Saadet Partisi'nin dışarıdan gözlemcisi, ama Türkiye'deki İslam düşüncesinin 30 yıllık emektarı olarak meselenin Kurtulmuş'un siyasi akıbetiyle ilgili olmaktan çoktan çıktığını, siyasetin cari açığına müdahale edecek bir ihtimale sahip çıkma sorumluluğuna dönüştüğünü hatırlatmam lazımdır.
Kuşkusuz Kurtulmuş'un yeni kadrosunun insanı heyecanlandıran bir tarafı yoktur ve o kadrodakilerin topyekün yeni küresel analizi ve Türkiye'nin bu analiz içindeki yerini kitleleri heyecanlandıracak yeni dil, üslup ve söylemle ifade edebilecek kapasite ve kabiliyette olduğu tartışmalıdır. Ama en azından mevcut heyet, saltanatçı modelin partiden silinmesi, onun yerine kollektif iradeyi yansıtacak cumhuriyetçi modelin benimsenmesi için geçiş dönemini taşıyabilir. Saadet Partisi'ni Soğuk Savaş'ın siyaset stilinden çıkarıp yeni zamanların gereklerine göre yeniden yapılandırabilir ve bu topraklara özgü, yerli, milli ve halkçı gerçek bir sol-sosyal adalet siyasetinin inşa edilebilmesine imkan açabilir.

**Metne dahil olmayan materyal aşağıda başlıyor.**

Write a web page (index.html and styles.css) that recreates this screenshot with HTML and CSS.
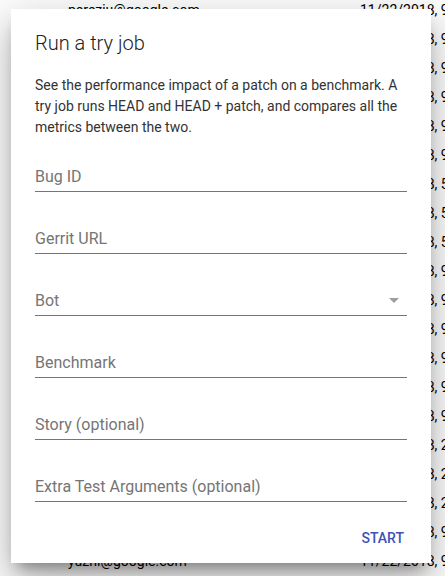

Kurtulmuş, adımlarını kuvvetli bastığı sürece küresel nizamın temellerine yönelteceği güçlü itiraza adalet ve özgürlük davasının entelektüel birikimi ve enerjisinden her zaman destek bulacaktır. Fakat siyasi kariyeri ve istikbali uğruna saltanatçılıkla uzlaşmayı seçerse Türkiye'nin bir umudunu daha acımasızca harcamış olmakla kalmayacak, büyük emek verdiğimiz ve üzerine titrediğimiz adalet ve özgürlük emanetini de lekelemiş sayılacaktır.